GOAL » Search the records for the word "React" and pick out every line that has it.

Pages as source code

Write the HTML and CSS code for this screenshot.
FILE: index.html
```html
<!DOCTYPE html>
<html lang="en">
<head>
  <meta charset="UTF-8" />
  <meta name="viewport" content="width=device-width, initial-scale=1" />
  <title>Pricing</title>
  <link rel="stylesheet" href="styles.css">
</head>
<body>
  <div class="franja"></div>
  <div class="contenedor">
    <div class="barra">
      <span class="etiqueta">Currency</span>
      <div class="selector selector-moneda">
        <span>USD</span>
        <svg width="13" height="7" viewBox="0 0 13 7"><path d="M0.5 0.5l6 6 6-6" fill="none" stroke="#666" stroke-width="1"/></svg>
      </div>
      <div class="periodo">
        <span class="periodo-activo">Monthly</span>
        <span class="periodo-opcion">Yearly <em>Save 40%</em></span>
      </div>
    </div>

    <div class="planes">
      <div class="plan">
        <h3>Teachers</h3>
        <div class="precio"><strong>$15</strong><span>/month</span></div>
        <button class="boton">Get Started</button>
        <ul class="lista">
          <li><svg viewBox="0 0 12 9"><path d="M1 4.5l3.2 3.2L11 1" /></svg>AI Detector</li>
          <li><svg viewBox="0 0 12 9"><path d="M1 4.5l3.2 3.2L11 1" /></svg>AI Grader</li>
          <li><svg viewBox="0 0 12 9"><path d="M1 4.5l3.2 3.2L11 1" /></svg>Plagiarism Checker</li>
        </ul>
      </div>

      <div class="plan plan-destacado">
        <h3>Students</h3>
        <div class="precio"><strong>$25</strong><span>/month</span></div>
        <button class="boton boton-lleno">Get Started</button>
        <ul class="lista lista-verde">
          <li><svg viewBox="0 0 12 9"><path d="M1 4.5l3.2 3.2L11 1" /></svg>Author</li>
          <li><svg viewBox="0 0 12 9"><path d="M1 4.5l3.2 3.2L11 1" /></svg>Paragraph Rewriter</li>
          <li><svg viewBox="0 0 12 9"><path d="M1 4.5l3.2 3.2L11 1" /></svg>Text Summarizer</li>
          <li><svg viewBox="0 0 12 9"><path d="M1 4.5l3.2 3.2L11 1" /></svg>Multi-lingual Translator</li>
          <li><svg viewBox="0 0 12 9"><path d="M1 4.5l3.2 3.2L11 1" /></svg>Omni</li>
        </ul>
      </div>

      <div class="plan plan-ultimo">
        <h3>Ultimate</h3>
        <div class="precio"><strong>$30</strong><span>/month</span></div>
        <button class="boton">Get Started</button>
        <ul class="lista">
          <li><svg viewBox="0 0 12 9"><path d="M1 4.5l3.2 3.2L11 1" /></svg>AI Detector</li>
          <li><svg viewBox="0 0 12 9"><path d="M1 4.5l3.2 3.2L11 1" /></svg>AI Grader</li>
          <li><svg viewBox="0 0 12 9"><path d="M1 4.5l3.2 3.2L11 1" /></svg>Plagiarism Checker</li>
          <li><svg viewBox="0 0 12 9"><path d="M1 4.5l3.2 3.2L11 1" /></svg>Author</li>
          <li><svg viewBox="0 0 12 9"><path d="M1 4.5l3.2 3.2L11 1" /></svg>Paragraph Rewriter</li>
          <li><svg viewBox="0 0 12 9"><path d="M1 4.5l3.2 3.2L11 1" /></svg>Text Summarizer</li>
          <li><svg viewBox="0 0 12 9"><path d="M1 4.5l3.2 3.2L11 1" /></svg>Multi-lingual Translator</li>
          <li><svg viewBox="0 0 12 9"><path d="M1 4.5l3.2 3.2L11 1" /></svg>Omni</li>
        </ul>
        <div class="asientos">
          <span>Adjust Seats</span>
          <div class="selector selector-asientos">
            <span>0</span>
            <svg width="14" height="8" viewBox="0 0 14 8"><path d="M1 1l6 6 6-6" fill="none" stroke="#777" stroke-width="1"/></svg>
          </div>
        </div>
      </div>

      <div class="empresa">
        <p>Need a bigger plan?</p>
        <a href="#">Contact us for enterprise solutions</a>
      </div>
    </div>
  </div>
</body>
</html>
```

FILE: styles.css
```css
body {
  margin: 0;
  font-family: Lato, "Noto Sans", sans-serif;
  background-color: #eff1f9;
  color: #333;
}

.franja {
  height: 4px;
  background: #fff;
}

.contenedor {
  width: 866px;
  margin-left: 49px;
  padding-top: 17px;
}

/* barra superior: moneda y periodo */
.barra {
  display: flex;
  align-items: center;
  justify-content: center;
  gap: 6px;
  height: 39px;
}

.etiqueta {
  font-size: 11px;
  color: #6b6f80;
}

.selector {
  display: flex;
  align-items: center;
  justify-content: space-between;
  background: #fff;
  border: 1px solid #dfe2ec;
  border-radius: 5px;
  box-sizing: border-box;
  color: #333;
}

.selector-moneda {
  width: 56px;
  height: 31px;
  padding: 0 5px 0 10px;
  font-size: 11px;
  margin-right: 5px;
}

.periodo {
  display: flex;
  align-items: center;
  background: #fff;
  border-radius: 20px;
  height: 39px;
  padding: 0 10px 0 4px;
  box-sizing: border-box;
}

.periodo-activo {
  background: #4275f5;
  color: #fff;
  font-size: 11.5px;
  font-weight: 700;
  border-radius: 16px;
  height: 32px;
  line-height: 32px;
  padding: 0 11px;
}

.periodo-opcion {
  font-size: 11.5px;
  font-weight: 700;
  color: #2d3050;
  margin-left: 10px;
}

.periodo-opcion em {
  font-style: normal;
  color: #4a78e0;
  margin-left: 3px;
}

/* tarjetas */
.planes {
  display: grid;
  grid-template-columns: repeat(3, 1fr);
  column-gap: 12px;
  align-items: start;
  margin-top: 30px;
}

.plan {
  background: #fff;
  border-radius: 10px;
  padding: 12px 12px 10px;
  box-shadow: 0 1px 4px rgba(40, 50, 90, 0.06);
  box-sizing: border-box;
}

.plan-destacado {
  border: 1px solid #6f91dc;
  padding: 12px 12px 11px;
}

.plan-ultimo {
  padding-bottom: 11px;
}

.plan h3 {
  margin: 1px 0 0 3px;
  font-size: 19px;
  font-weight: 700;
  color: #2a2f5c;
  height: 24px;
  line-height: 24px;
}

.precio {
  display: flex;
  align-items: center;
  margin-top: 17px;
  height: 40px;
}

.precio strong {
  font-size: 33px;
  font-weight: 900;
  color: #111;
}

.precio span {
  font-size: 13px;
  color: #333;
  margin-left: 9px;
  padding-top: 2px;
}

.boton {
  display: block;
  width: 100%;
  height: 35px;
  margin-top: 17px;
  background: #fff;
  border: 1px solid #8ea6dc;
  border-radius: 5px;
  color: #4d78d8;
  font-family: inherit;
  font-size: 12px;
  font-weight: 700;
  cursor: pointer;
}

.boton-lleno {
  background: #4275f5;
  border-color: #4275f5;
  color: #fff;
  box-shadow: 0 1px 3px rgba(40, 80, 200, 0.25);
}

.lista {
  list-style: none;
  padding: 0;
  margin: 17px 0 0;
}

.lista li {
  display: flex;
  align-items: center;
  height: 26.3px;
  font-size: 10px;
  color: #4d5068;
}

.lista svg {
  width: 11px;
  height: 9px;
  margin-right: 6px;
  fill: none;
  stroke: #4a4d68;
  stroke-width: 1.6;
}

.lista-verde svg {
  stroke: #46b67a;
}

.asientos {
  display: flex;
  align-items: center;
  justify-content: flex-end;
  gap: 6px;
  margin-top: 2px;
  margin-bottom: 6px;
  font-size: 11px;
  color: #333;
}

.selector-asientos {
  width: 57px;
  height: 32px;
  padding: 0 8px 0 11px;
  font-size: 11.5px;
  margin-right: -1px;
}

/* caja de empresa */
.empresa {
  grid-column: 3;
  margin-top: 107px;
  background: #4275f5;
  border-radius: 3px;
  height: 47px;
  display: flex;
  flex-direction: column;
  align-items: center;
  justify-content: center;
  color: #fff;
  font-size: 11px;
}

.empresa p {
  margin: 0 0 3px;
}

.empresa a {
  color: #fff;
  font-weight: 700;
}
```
==
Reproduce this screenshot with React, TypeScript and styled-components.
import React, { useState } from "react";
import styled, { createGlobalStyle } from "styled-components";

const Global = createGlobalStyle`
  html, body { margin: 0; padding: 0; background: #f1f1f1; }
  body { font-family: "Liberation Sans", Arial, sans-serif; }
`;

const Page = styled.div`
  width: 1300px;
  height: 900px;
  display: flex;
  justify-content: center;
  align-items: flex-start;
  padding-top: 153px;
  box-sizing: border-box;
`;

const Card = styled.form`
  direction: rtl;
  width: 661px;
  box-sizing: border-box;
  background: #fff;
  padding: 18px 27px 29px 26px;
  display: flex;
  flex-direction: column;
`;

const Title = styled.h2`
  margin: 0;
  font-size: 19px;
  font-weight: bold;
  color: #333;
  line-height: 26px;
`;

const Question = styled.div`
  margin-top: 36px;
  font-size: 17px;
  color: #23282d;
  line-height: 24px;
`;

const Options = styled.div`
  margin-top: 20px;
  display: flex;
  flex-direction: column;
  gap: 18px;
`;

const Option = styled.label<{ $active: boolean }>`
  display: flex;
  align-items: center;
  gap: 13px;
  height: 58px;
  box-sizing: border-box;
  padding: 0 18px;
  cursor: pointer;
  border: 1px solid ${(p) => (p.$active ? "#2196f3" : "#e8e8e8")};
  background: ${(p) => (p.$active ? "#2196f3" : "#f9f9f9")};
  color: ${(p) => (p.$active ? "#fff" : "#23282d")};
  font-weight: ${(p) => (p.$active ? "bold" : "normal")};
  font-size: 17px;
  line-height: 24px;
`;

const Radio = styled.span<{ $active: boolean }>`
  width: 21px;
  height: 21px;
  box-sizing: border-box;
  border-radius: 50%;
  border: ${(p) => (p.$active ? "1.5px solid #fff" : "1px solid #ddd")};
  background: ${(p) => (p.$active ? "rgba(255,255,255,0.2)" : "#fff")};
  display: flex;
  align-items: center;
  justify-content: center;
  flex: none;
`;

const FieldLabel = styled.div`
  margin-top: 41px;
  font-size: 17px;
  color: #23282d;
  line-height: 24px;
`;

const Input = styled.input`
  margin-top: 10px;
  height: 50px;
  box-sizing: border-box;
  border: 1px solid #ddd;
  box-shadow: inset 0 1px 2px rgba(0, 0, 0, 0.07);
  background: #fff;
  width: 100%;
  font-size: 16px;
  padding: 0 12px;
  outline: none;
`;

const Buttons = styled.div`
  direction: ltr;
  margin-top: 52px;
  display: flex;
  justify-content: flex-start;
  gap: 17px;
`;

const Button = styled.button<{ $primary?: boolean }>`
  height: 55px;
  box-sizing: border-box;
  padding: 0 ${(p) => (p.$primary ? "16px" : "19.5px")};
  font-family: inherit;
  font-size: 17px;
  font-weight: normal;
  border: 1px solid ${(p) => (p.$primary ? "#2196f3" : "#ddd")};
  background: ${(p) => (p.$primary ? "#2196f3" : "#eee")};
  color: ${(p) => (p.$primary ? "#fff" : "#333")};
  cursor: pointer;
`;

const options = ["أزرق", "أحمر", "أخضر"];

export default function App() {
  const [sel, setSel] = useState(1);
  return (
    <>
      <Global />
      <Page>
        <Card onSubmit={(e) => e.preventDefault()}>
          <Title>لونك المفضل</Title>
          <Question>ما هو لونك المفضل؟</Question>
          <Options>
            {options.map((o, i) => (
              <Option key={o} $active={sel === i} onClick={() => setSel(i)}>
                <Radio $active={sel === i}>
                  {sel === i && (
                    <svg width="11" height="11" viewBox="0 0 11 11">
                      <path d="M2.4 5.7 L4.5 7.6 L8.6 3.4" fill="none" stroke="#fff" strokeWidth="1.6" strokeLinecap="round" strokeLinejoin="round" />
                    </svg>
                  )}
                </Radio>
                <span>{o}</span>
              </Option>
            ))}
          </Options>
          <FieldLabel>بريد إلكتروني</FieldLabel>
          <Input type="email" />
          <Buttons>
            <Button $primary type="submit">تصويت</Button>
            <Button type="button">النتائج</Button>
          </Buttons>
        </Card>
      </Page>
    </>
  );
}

WORKED SOLUTION »
Reproduce this screenshot with React, TypeScript and styled-components.
import React, { useState } from "react";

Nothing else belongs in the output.